Subgroups of Interneurons Regulate Learning and Fear Responses

Northwestern Medicine investigators have uncovered new insights into the synaptic connections of subgroups of interneurons, findings that may improve the understanding of fear responses and could inform new targeted therapies for post-traumatic stress disorder (PTSD), according to a recent study published in Cell Reports.
Sachin Patel, MD, PhD, the chair and the Lizzie Gilman Professor of Psychiatry and Behavioral Sciences, was senior author of the study.
GABAergic interneurons (INs) are a specialized group of inhibitory neurons in the amygdala that support associative learning, a survival mechanism in which behavioral responses change to different environmental factors and sensory cues. GABAergic INs also help regulate excitatory neurons throughout the brain and central nervous system.
There are thought to be three major types of GABAergic INs: somatostatin INs, vasoactive intestinal peptide (VIP) INs and parvalbumin (PV) INs. Each group expresses unique genetic signatures and functions differently within the brain’s cortex and amygdala, which play a role in fear conditioning and the development of post-traumatic stress disorder (PTSD).
In the current study, Patel’s team aimed to better understand how these three specific groups of GABAergic INs adapt in response to fear induced by environmental stressors and during extinction, or when an environmental stressor is continually reinforced and the fear response gradually weakens over time due.
“This is also important from a clinical perspective because it’s the basis of things like exposure therapy where patients are exposed to traumatic cues over and over again in a safe place with the hope that those conditioned responses will decrease over time,” Patel said. “Understanding how these GABAergic neurons are playing a role in this process in a coordinated way has never really been examined.”
In transgenic mouse models, the scientists used electrophysiological analysis techniques to study the synaptic activity of each group of GABAergic INs while mice performed associative learning and extinction tasks.
Specifically, they found that somatostatin INs mediate feedback inhibition and exhibit learning-induced plasticity changes during both associative learning and extinction tasks, while VIP INs mediate feedforward disinhibition and respond to salient sensory cues.
“The somatostatin and the VIP INs really showed the most distinct differences in the way that they were connected to these principal neurons in the amygdala and in their responses during the acquisition of the associative learning task,” Patel said.
The PV group, however, showed activity patterns similar to both somatostatin and VIP INs, participating in both feedback and feedforward inhibition.

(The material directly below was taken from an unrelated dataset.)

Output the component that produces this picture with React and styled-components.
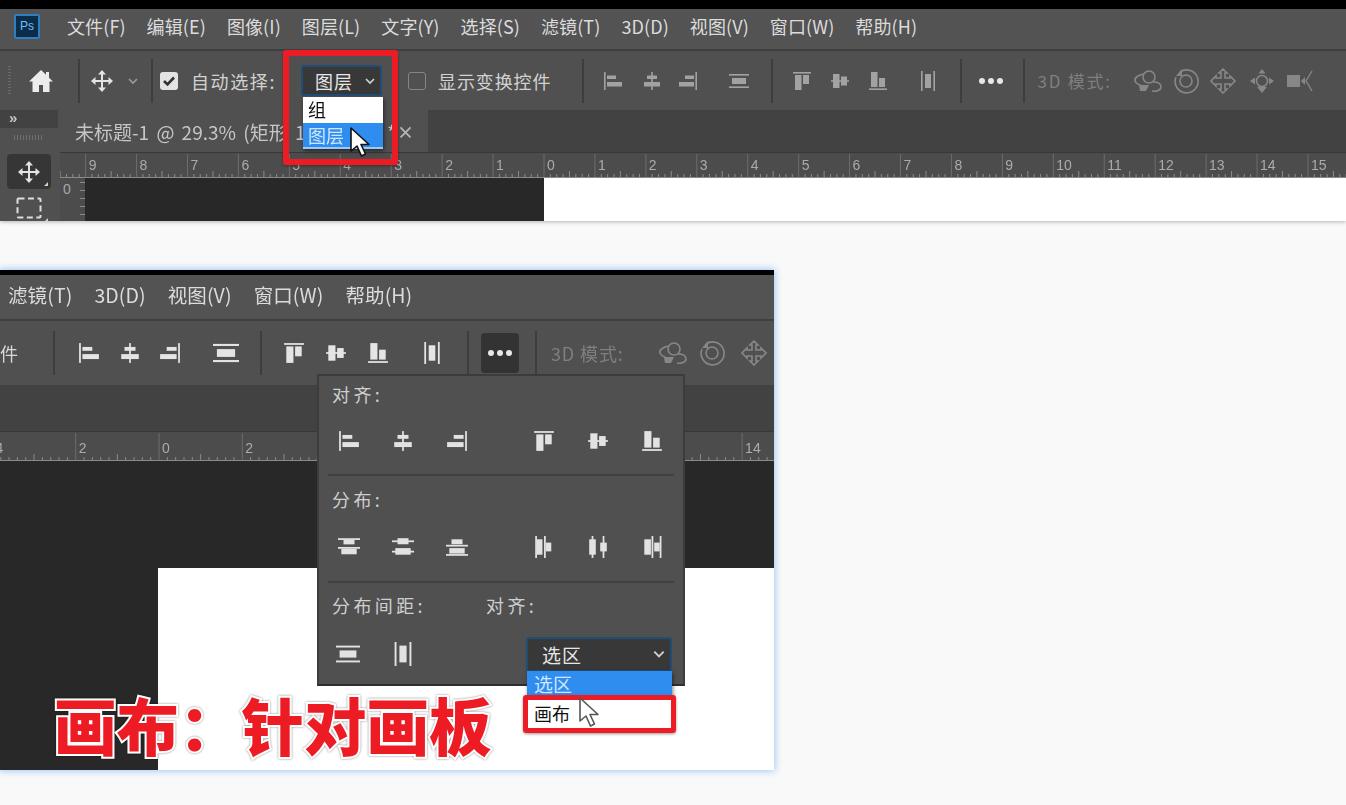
import React from "react";
import styled, { createGlobalStyle } from "styled-components";

const Global = createGlobalStyle`
  html, body { margin: 0; padding: 0; background: #f9f9f9; }
  body { width: 1346px; height: 805px; overflow: hidden; font-family: "Noto Sans CJK SC", "Noto Sans", sans-serif; }
`;

const Page = styled.div`
  width: 1346px;
  height: 805px;
  background: #f9f9f9;
`;
const TopWindow = styled.section`
  position: relative;
  height: 221px;
  background: #505050;
  box-shadow: 0 1px 4px rgba(0, 0, 0, 0.28);
`;
const BottomWindow = styled.section`
  position: relative;
  width: 774px;
  height: 500px;
  margin-top: 49px;
  background: #505050;
  box-shadow: 0 0 7px 1px #9cc8f8;
`;
const Clip = styled.div`
  height: 100%;
  overflow: hidden;
  display: flex;
  flex-direction: column;
  filter: blur(0.35px);
`;
const BlackStrip = styled.div`
  height: ${(p) => p.$h}px;
  background: #000;
  flex: none;
`;
const MenuBar = styled.nav`
  display: flex;
  align-items: center;
  flex: none;
  height: ${(p) => p.$h}px;
  padding: 0 0 6px ${(p) => p.$pl}px;
  gap: ${(p) => p.$gap}px;
  background: #535353;
  border-bottom: 2px solid #3f3f3f;
  box-sizing: border-box;
`;
const Logo = styled.div`
  width: 22px;
  height: 21px;
  border: 2px solid #2b7fc2;
  border-radius: 2px;
  background: #0c2c48;
  color: #6cc0f8;
  font: 12px/21px "Liberation Sans", sans-serif;
  text-align: center;
  margin-right: 6px;
  box-sizing: content-box;
`;
const MenuItem = styled.span`
  color: #dcdcdc;
  font-size: ${(p) => p.$fs || 18}px;
  letter-spacing: 0.1px;
  white-space: nowrap;
`;
const OptionsBar = styled.div`
  display: flex;
  align-items: center;
  flex: none;
  height: ${(p) => p.$h}px;
  background: #505050;
  overflow: hidden;
`;
const Grip = styled.div`
  width: 3px;
  height: 30px;
  margin-left: 8px;
  background: repeating-linear-gradient(#6a6a6a 0 1px, transparent 1px 3px);
`;
const Sep = styled.div`
  flex: none;
  width: 2px;
  height: 44px;
  margin-left: ${(p) => p.$ml}px;
  background: #3d3d3d;
`;
const Tool = styled.span`
  flex: none;
  display: inline-flex;
  align-items: center;
  justify-content: center;
  width: ${(p) => p.$w || 20}px;
  height: ${(p) => p.$w || 20}px;
  margin-left: ${(p) => p.$ml || 0}px;
  color: ${(p) => p.$c || "#a2a2a2"};
`;
const Check = styled.span`
  flex: none;
  display: inline-flex;
  align-items: center;
  justify-content: center;
  box-sizing: border-box;
  width: 18px;
  height: 18px;
  margin-left: ${(p) => p.$ml}px;
  border-radius: 3px;
  background: ${(p) => (p.$on ? "#e3e3e3" : "transparent")};
  border: ${(p) => (p.$on ? "none" : "1.5px solid #858585")};
`;
const OptionLabel = styled.span`
  flex: none;
  margin-left: ${(p) => p.$ml || 0}px;
  color: ${(p) => p.$c || "#d2d2d2"};
  font-size: ${(p) => p.$fs || 18}px;
  letter-spacing: ${(p) => p.$ls ?? 0.9}px;
  white-space: nowrap;
`;
const Select = styled.div`
  flex: none;
  display: flex;
  align-items: center;
  justify-content: space-between;
  box-sizing: border-box;
  width: ${(p) => p.$w}px;
  height: ${(p) => p.$h}px;
  margin-left: ${(p) => p.$ml || 0}px;
  padding: 0 4px 0 ${(p) => p.$pl}px;
  background: #383838;
  border: 2px solid #204d78;
  border-radius: 3px;
  color: #e6e6e6;
  font-size: ${(p) => p.$fs}px;
  letter-spacing: 1px;
`;
const DotsButton = styled.div`
  flex: none;
  display: flex;
  align-items: center;
  justify-content: center;
  width: 38px;
  height: 40px;
  margin-left: ${(p) => p.$ml}px;
  border-radius: 4px;
  background: #333;
`;
const Dots = styled.span`
  display: inline-flex;
  gap: 3px;
  margin-left: ${(p) => p.$ml || 0}px;
  i {
    width: 6px;
    height: 6px;
    border-radius: 50%;
    background: #e8e8e8;
  }
`;
const Work = styled.div`
  display: flex;
  flex: 1;
  min-height: 0;
  gap: 2px;
`;
const Side = styled.aside`
  flex: none;
  width: 58px;
  background: #505050;
  display: flex;
  flex-direction: column;
  align-items: center;
`;
const SideHead = styled.div`
  flex: none;
  align-self: stretch;
  height: 18px;
  background: #424242;
  color: #c6c6c6;
  font: bold 15px/16px "Liberation Sans", sans-serif;
  padding-left: 9px;
`;
const SideGrip = styled.div`
  flex: none;
  width: 30px;
  height: 5px;
  margin-top: 7px;
  background: repeating-linear-gradient(90deg, #6f6f6f 0 1px, transparent 1px 3px);
`;
const SideTool = styled.div`
  position: relative;
  flex: none;
  display: flex;
  align-items: center;
  justify-content: center;
  width: 44px;
  height: 35px;
  margin-top: ${(p) => p.$mt}px;
  border-radius: 4px;
  background: ${(p) => (p.$on ? "#363636" : "transparent")};
  color: #e6e6e6;
  &::after {
    content: "";
    position: absolute;
    right: 3px;
    bottom: 3px;
    border-style: solid;
    border-width: 0 0 4px 4px;
    border-color: transparent transparent #d0d0d0 transparent;
  }
`;
const Doc = styled.div`
  flex: 1;
  min-width: 0;
  display: flex;
  flex-direction: column;
`;
const TabRow = styled.div`
  flex: none;
  height: ${(p) => p.$h}px;
  background: #424242;
  border-bottom: 1px solid #383838;
  box-sizing: border-box;
  display: flex;
`;
const Tab = styled.div`
  width: 368px;
  display: flex;
  align-items: center;
  justify-content: space-between;
  box-sizing: border-box;
  padding: 0 14px 0 15px;
  background: #505050;
  color: #c6c6c6;
  font-size: 19px;
  word-spacing: 3px;
  white-space: nowrap;
  overflow: hidden;
`;
const TabClose = styled.span`
  color: #b4b4b4;
  font-weight: 700;
  font-size: 17px;
`;
const RulerBox = styled.div`
  flex: none;
  height: ${(p) => p.$h}px;
  background: #4c4c4c;
  svg { display: block; }
`;
const CanvasRow = styled.div`
  flex: 1;
  display: flex;
  min-height: 0;
`;
const VRuler = styled.div`
  flex: none;
  width: 25px;
  background-color: #4c4c4c;
  background-image: linear-gradient(#8b8b8b 1px, transparent 1px);
  background-size: 5px 8px;
  background-position: right 4px;
  background-repeat: repeat-y;
  box-sizing: border-box;
  color: #a8a8a8;
  font: 14px/18px "Liberation Sans", sans-serif;
  padding: 2px 0 0 3px;
`;
const DarkCanvas = styled.div`
  flex: none;
  width: ${(p) => p.$w}px;
  background: #282828;
`;
const WhiteCanvas = styled.div`
  flex: 1;
  background: #fff;
`;
const ArtCanvas = styled.div`
  flex: 1;
  display: flex;
  flex-direction: column;
  background: #282828;
  &::after {
    content: "";
    margin: auto 0 0 158px;
    height: 202px;
    background: #fff;
  }
`;
const RedBox = styled.div`
  position: absolute;
  left: ${(p) => p.$x}px;
  top: ${(p) => p.$y}px;
  width: ${(p) => p.$w}px;
  height: ${(p) => p.$h}px;
  box-sizing: border-box;
  border: ${(p) => p.$b}px solid #ed1c24;
  border-radius: 3px;
  box-shadow: 0 1px 3px rgba(0, 0, 0, 0.35);
`;
const DropList = styled.div`
  position: absolute;
  left: ${(p) => p.$x}px;
  top: ${(p) => p.$y}px;
  width: ${(p) => p.$w}px;
  display: flex;
  flex-direction: column;
  box-shadow: 1px 2px 4px rgba(0, 0, 0, 0.5);
`;
const DropItem = styled.div`
  height: ${(p) => p.$h}px;
  box-sizing: border-box;
  padding-left: ${(p) => p.$pl}px;
  background: ${(p) => (p.$on ? "#2f8df0" : "#fff")};
  color: ${(p) => (p.$on ? "#cfe6ff" : "#111")};
  border-bottom: ${(p) => (p.$line ? "2px solid #9ccaf8" : "none")};
  font-size: ${(p) => p.$fs}px;
  line-height: ${(p) => p.$h - 1}px;
`;
const Cursor = styled.svg`
  position: absolute;
  left: ${(p) => p.$x}px;
  top: ${(p) => p.$y}px;
`;
const Popover = styled.div`
  position: absolute;
  left: 317px;
  top: 104px;
  width: 368px;
  height: 312px;
  box-sizing: border-box;
  padding: 5px 11px 0 13px;
  background: #505050;
  border: 2px solid #3c3c3c;
  border-bottom-color: #2e2e2e;
`;
const PopLabel = styled.div`
  height: 26px;
  color: #cfcfcf;
  font-size: 18px;
  line-height: 26px;
  letter-spacing: 3.4px;
  white-space: nowrap;
`;
const IconRow = styled.div`
  display: flex;
  align-items: center;
  height: 22px;
  margin-top: ${(p) => p.$mt}px;
`;
const Rule = styled.hr`
  margin: ${(p) => p.$mt}px 0 ${(p) => p.$mb}px -4px;
  width: 346px;
  border: 0;
  height: 2px;
  background: #414141;
`;
const TwoLabels = styled.div`
  display: flex;
  gap: 60px;
`;
const BottomControls = styled.div`
  display: flex;
  align-items: center;
  justify-content: space-between;
  height: 36px;
  margin-top: 18px;
`;
const ToolGroup = styled.div`
  display: flex;
`;
const BigTitle = styled.div`
  position: absolute;
  left: 54px;
  top: 412px;
  font-family: "Noto Sans CJK SC", sans-serif;
  font-weight: 900;
  font-size: 62.5px;
  line-height: 84px;
  color: #ed1c24;
  white-space: nowrap;
  -webkit-text-stroke: 4px #fff;
  paint-order: stroke fill;
  filter: drop-shadow(0 0 1px rgba(0, 0, 0, 0.45));
`;

const icons = {
  alignLeft: <><rect x="1" y="1" width="1.6" height="18" /><rect x="4" y="4.5" width="9" height="3.5" /><rect x="4" y="11" width="15" height="4.5" /></>,
  alignHC: <><rect x="9.2" y="1" width="1.6" height="18" /><rect x="5" y="4.5" width="10" height="3.5" /><rect x="2" y="11" width="16" height="4.5" /></>,
  alignRight: <><rect x="17.4" y="1" width="1.6" height="18" /><rect x="7" y="4.5" width="9" height="3.5" /><rect x="1" y="11" width="15" height="4.5" /></>,
  distV: <><rect x="0" y="3" width="20" height="1.6" /><rect x="0" y="15.4" width="20" height="1.6" /><rect x="3" y="7" width="14" height="6" /></>,
  alignTop: <><rect x="1" y="1" width="18" height="1.6" /><rect x="3" y="4" width="6.5" height="15" /><rect x="11" y="4" width="6" height="9" /></>,
  alignVC: <><rect x="1" y="9.2" width="18" height="1.6" /><rect x="3" y="3" width="6.5" height="14" /><rect x="11" y="5.5" width="6" height="9" /></>,
  alignBottom: <><rect x="1" y="17.4" width="18" height="1.6" /><rect x="3" y="1" width="6.5" height="15" /><rect x="11" y="7" width="6" height="9" /></>,
  distH: <><rect x="3" y="0" width="1.6" height="20" /><rect x="15.4" y="0" width="1.6" height="20" /><rect x="7" y="3" width="6" height="14" /></>,
  distTop: <><rect x="0" y="2" width="20" height="1.6" /><rect x="5" y="3.6" width="10" height="4" /><rect x="0" y="10" width="20" height="1.6" /><rect x="3" y="11.6" width="14" height="5" /></>,
  distVC: <><rect x="5" y="2" width="10" height="5.5" /><rect x="0" y="4" width="20" height="1.6" /><rect x="3" y="11" width="14" height="6" /><rect x="0" y="13.4" width="20" height="1.6" /></>,
  distBottom: <><rect x="5" y="3" width="10" height="4.5" /><rect x="0" y="8" width="20" height="1.6" /><rect x="3" y="11" width="14" height="5" /><rect x="0" y="16.4" width="20" height="1.6" /></>,
  distLeft: <><rect x="2" y="0" width="1.6" height="20" /><rect x="3.6" y="3" width="5" height="14" /><rect x="10" y="0" width="1.6" height="20" /><rect x="11.6" y="6" width="5" height="8" /></>,
  distHC: <><rect x="2" y="3" width="6" height="14" /><rect x="4.2" y="0" width="1.6" height="20" /><rect x="12" y="6" width="6" height="8" /><rect x="14.2" y="0" width="1.6" height="20" /></>,
  distRight: <><rect x="3" y="3" width="6" height="14" /><rect x="9.6" y="0" width="1.6" height="20" /><rect x="12" y="6" width="5" height="8" /><rect x="17" y="0" width="1.6" height="20" /></>,
};

const Ic = ({ n, s = 20 }) => (
  <svg width={s} height={s} viewBox="0 0 20 20" fill="currentColor">{icons[n]}</svg>
);

const HomeIcon = () => (
  <svg width="26" height="24" viewBox="0 0 26 24" fill="#ececec">
    <path d="M13 1 1 12.5h3.5V23h6.5v-7h4v7h6.500V12.5H25l-4-3.800V3h-3v2.800z" />
  </svg>
);
const MoveIcon = ({ s = 24, c = "#e4e4e4" }) => (
  <svg width={s} height={s} viewBox="0 0 24 24" fill={c}>
    <path d="M12 1 8 5.500h3V11H5.500V8L1 12l4.500 4v-3H11v5.500H8L12 23l4-4.500h-3V13h5.500v3l4.500-4-4.500-4v3H13V5.500h3z" />
  </svg>
);
const Chevron = ({ c = "#9a9a9a", s = 12 }) => (
  <svg width={s} height={s} viewBox="0 0 12 12" fill="none" stroke={c} strokeWidth="1.7">
    <path d="m2 4 4 4 4-4" />
  </svg>
);
const Tick = () => (
  <svg width="14" height="14" viewBox="0 0 14 14" fill="none" stroke="#333" strokeWidth="2.6">
    <path d="m2 7 3.500 3.500L12 3.500" />
  </svg>
);
const Marquee = () => (
  <svg width="26" height="22" viewBox="0 0 26 22" fill="none" stroke="#dedede" strokeWidth="2" strokeDasharray="6 3.5">
    <rect x="1.5" y="1.5" width="23" height="19" rx="1" />
  </svg>
);
const Orbit = () => (
  <svg width="30" height="26" viewBox="0 0 30 26" fill="none" stroke="#878787" strokeWidth="1.6">
    <circle cx="16" cy="9" r="6" />
    <path d="M11 6C5 7 1 10 2 13c1 3 4 4 7 5M20 14c5 0 8 2 8 5s-5 5-9 4" />
    <path d="M6 17h10l-3 6H7z" fill="#878787" stroke="none" />
  </svg>
);
const Roll = () => (
  <svg width="26" height="26" viewBox="0 0 26 26" fill="none" stroke="#878787" strokeWidth="1.6">
    <path d="M7 4a11.500 11.500 0 1 1-4 5" />
    <circle cx="13" cy="13" r="6" />
    <path d="M9 1v7H3z" fill="#878787" stroke="none" />
  </svg>
);
const Pan = () => (
  <svg width="26" height="26" viewBox="0 0 26 26" fill="none" stroke="#878787" strokeWidth="1.6">
    <path d="m13 1 4 4h-2v5h5V8l5 5-5 5v-2h-5v5h2l-4 4-4-4h2v-5H6v2l-5-5 5-5v2h5V5H9z" />
  </svg>
);
const Slide = () => (
  <svg width="26" height="26" viewBox="0 0 26 26" fill="#878787">
    <circle cx="13" cy="13" r="5.5" fill="none" stroke="#878787" strokeWidth="1.6" />
    <path d="m13 1 3.500 4.500h-7zM1 13l5-3.500v7zM25 13l-5-3.500v7zM13 25l-5-6h10z" />
  </svg>
);
const Camera = () => (
  <svg width="28" height="24" viewBox="0 0 28 24" fill="#878787">
    <rect x="1" y="6" width="13" height="12" />
    <path d="m15 12 4-4v8z" />
    <path d="M26 2 20 12l6 10" fill="none" stroke="#878787" strokeWidth="1.4" />
  </svg>
);

const Arrow = ({ x, y, stroke, w = 22, h = 30 }) => (
  <Cursor $x={x} $y={y} width={w} height={h} viewBox="0 0 22 30">
    <path d="M2 1v23l6-5 4.500 10 4-2L12 17.500h8z" fill="#fff" stroke={stroke} strokeWidth="1.6" strokeLinejoin="round" />
  </Cursor>
);

const Ruler = ({ h, width, offset, zero, unit, step, ticks }) => {
  const items = [];
  const first = Math.ceil((offset - zero) / (unit / ticks)) - 1;
  const last = Math.floor((offset + width - zero) / (unit / ticks)) + 1;
  for (let i = first; i <= last; i++) {
    const x = zero + (i * unit) / ticks - offset;
    if (i % ticks === 0) {
      const n = (Math.abs(i) / ticks) * step;
      items.push(<line key={"m" + i} x1={x} x2={x} y1={1} y2={h - 1} stroke="#6d6d6d" />);
      items.push(
        <text key={"t" + i} x={x + 3} y={h - 8} fontSize="14" fontFamily="'Liberation Sans', sans-serif" fill="#ababab">{n}</text>
      );
    } else {
      const mid = i % (ticks / 2) === 0;
      items.push(<line key={"k" + i} x1={x} x2={x} y1={h - (mid ? 7 : 4)} y2={h - 1} stroke="#8b8b8b" />);
    }
  }
  return (
    <RulerBox $h={h}>
      <svg width={width} height={h}>
        {items}
        <line x1="0" x2={width} y1={h - 0.5} y2={h - 0.5} stroke="#8a8a8a" />
      </svg>
    </RulerBox>
  );
};

const topMenus = ["文件(F)", "编辑(E)", "图像(I)", "图层(L)", "文字(Y)", "选择(S)", "滤镜(T)", "3D(D)", "视图(V)", "窗口(W)", "帮助(H)"];
const bottomMenus = ["滤镜(T)", "3D(D)", "视图(V)", "窗口(W)", "帮助(H)"];

const popRow = (names) => names.map((n, i) => (
  <Tool key={n} $w={22} $ml={i === 0 ? 6 : i === 3 ? 65 : 32} $c="#e2e2e2"><Ic n={n} s={22} /></Tool>
));

export default function App() {
  return (
    <Page>
      <Global />
      <TopWindow>
        <Clip>
          <BlackStrip $h={9} />
          <MenuBar $h={42} $pl={14} $gap={21}>
            <Logo>Ps</Logo>
            {topMenus.map((m) => <MenuItem key={m}>{m}</MenuItem>)}
          </MenuBar>
          <OptionsBar $h={59}>
            <Grip />
            <Tool $w={26} $ml={17}><HomeIcon /></Tool>
            <Sep $ml={24} />
            <Tool $w={24} $ml={10}><MoveIcon /></Tool>
            <Tool $w={12} $ml={13}><Chevron /></Tool>
            <Sep $ml={12} />
            <Check $on $ml={7}><Tick /></Check>
            <OptionLabel $ml={13} $ls={1.6}>自动选择:</OptionLabel>
            <Select $w={81} $h={31} $ml={25} $pl={12} $fs={18}>图层<Chevron c="#d0d0d0" /></Select>
            <Check $ml={26} />
            <OptionLabel $ml={12}>显示变换控件</OptionLabel>
            <Sep $ml={31} />
            <Tool $ml={19}><Ic n="alignLeft" /></Tool>
            <Tool $ml={19}><Ic n="alignHC" /></Tool>
            <Tool $ml={16}><Ic n="alignRight" /></Tool>
            <Tool $ml={31}><Ic n="distV" /></Tool>
            <Sep $ml={22} />
            <Tool $ml={19}><Ic n="alignTop" /></Tool>
            <Tool $ml={18}><Ic n="alignVC" /></Tool>
            <Tool $ml={18}><Ic n="alignBottom" /></Tool>
            <Tool $ml={30}><Ic n="distH" /></Tool>
            <Sep $ml={22} />
            <Dots $ml={17}><i /><i /><i /></Dots>
            <Sep $ml={20} />
            <OptionLabel $ml={12} $c="#7f7f7f" $fs={17} $ls={1.8}>3D 模式:</OptionLabel>
            <Tool $w={30} $ml={21}><Orbit /></Tool>
            <Tool $w={26} $ml={10}><Roll /></Tool>
            <Tool $w={26} $ml={11}><Pan /></Tool>
            <Tool $w={26} $ml={13}><Slide /></Tool>
            <Tool $w={28} $ml={11}><Camera /></Tool>
          </OptionsBar>
          <Work>
            <Side>
              <SideHead>»</SideHead>
              <SideGrip />
              <SideTool $on $mt={14}><MoveIcon s={24} /></SideTool>
              <SideTool $mt={1}><Marquee /></SideTool>
            </Side>
            <Doc>
              <TabRow $h={43}>
                <Tab>
                  <span>未标题-1 @ 29.3% (矩形 1, RGB/8) *</span>
                  <TabClose>×</TabClose>
                </Tab>
              </TabRow>
              <Ruler h={25} width={1286} offset={60} zero={544} unit={50.93} step={1} ticks={8} />
              <CanvasRow>
                <VRuler>0</VRuler>
                <DarkCanvas $w={459} />
                <WhiteCanvas />
              </CanvasRow>
            </Doc>
          </Work>
        </Clip>
        <DropList $x={303} $y={97} $w={80}>
          <DropItem $h={26} $pl={5} $fs={18}>组</DropItem>
          <DropItem $h={26} $pl={5} $fs={18} $on $line>图层</DropItem>
        </DropList>
        <RedBox $x={283} $y={50} $w={115} $h={115} $b={6} />
        <Arrow x={349} y={127} stroke="#111" />
      </TopWindow>

      <BottomWindow>
        <Clip>
          <BlackStrip $h={5} />
          <MenuBar $h={46} $pl={8} $gap={22}>
            {bottomMenus.map((m) => <MenuItem key={m} $fs={19.5}>{m}</MenuItem>)}
          </MenuBar>
          <OptionsBar $h={64}>
            <OptionLabel $c="#d8d8d8">件</OptionLabel>
            <Sep $ml={34} />
            <Tool $w={22} $ml={23} $c="#e4e4e4"><Ic n="alignLeft" s={22} /></Tool>
            <Tool $w={22} $ml={19} $c="#e4e4e4"><Ic n="alignHC" s={22} /></Tool>
            <Tool $w={22} $ml={18} $c="#e4e4e4"><Ic n="alignRight" s={22} /></Tool>
            <Tool $ml={32} $w={26} $c="#e4e4e4"><Ic n="distV" s={26} /></Tool>
            <Sep $ml={21} />
            <Tool $w={22} $ml={21} $c="#e4e4e4"><Ic n="alignTop" s={22} /></Tool>
            <Tool $w={22} $ml={20} $c="#e4e4e4"><Ic n="alignVC" s={22} /></Tool>
            <Tool $w={22} $ml={20} $c="#e4e4e4"><Ic n="alignBottom" s={22} /></Tool>
            <Tool $w={22} $ml={32} $c="#e4e4e4"><Ic n="distH" s={22} /></Tool>
            <Sep $ml={24} />
            <DotsButton $ml={12}><Dots><i /><i /><i /></Dots></DotsButton>
            <Sep $ml={16} />
            <OptionLabel $ml={14} $c="#7f7f7f">3D 模式:</OptionLabel>
            <Tool $w={30} $ml={34}><Orbit /></Tool>
            <Tool $w={26} $ml={11}><Roll /></Tool>
            <Tool $w={26} $ml={16}><Pan /></Tool>
          </OptionsBar>
          <TabRow $h={47} />
          <Ruler h={29} width={774} offset={0} zero={159} unit={83.3} step={2} ticks={10} />
          <ArtCanvas />
        </Clip>
        <Popover>
          <PopLabel>对齐:</PopLabel>
          <IconRow $mt={23}>{popRow(["alignLeft", "alignHC", "alignRight", "alignTop", "alignVC", "alignBottom"])}</IconRow>
          <Rule $mt={22} $mb={10} />
          <PopLabel>分布:</PopLabel>
          <IconRow $mt={24}>{popRow(["distTop", "distVC", "distBottom", "distLeft", "distHC", "distRight"])}</IconRow>
          <Rule $mt={23} $mb={9} />
          <TwoLabels>
            <PopLabel>分布间距:</PopLabel>
            <PopLabel>对齐:</PopLabel>
          </TwoLabels>
          <BottomControls>
            <ToolGroup>
              <Tool $ml={4} $w={24} $c="#e2e2e2"><Ic n="distV" s={24} /></Tool>
              <Tool $ml={31} $w={24} $c="#e2e2e2"><Ic n="distH" s={24} /></Tool>
            </ToolGroup>
            <Select $w={146} $h={35} $pl={14} $fs={19}>选区<Chevron c="#cfcfcf" s={14} /></Select>
          </BottomControls>
        </Popover>
        <DropList $x={527} $y={401} $w={145}>
          <DropItem $h={27} $pl={7} $fs={19} $on>选区</DropItem>
          <DropItem $h={31} $pl={7} $fs={18}>画布</DropItem>
        </DropList>
        <RedBox $x={523} $y={425} $w={153} $h={38} $b={5} />
        <Arrow x={578} y={427} stroke="#555" />
        <BigTitle>画布：针对画板</BigTitle>
      </BottomWindow>
    </Page>
  );
}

“The only way this was really able to be appreciated was to do a systematic analysis of all three types in all the experiments that we did, because previous studies that had looked at these genetically identified neurons had mostly looked at one group at a time,” Patel said.
The scientists also found that when mice expressed “freezing” behavior, a measure of fear response, the activity of somatostatin INs decreased, whereas when they stopped showing this response, somatostatin IN activity increased.
These findings improve the understanding of fear response and how GABAergic INs could be targeted to enhance the effectiveness of exposure therapy for patients with PTSD, Patel said.
Patel said next steps for this work include manipulating the activity of each of group of GABAergic INs separately to determine which are most causally related to driving fear states as well as investigating other recently discovered groups of GABAergic INs in the amygdala.
“As we start to understand how these different cell types are involved in regulating these fear behaviors as well as the learning process, it might give us an ultimate opportunity to then go in and figure out how might some treatment selectively activate those neurons, for example, to alleviate the fear state,” Patel said.
Rita Báldi, PhD, a research associate in the Patel laboratory, was the first author of the study.
This work was supported by National Institutes of Health grant MH11786 and a NARSAD Young Investigator Award.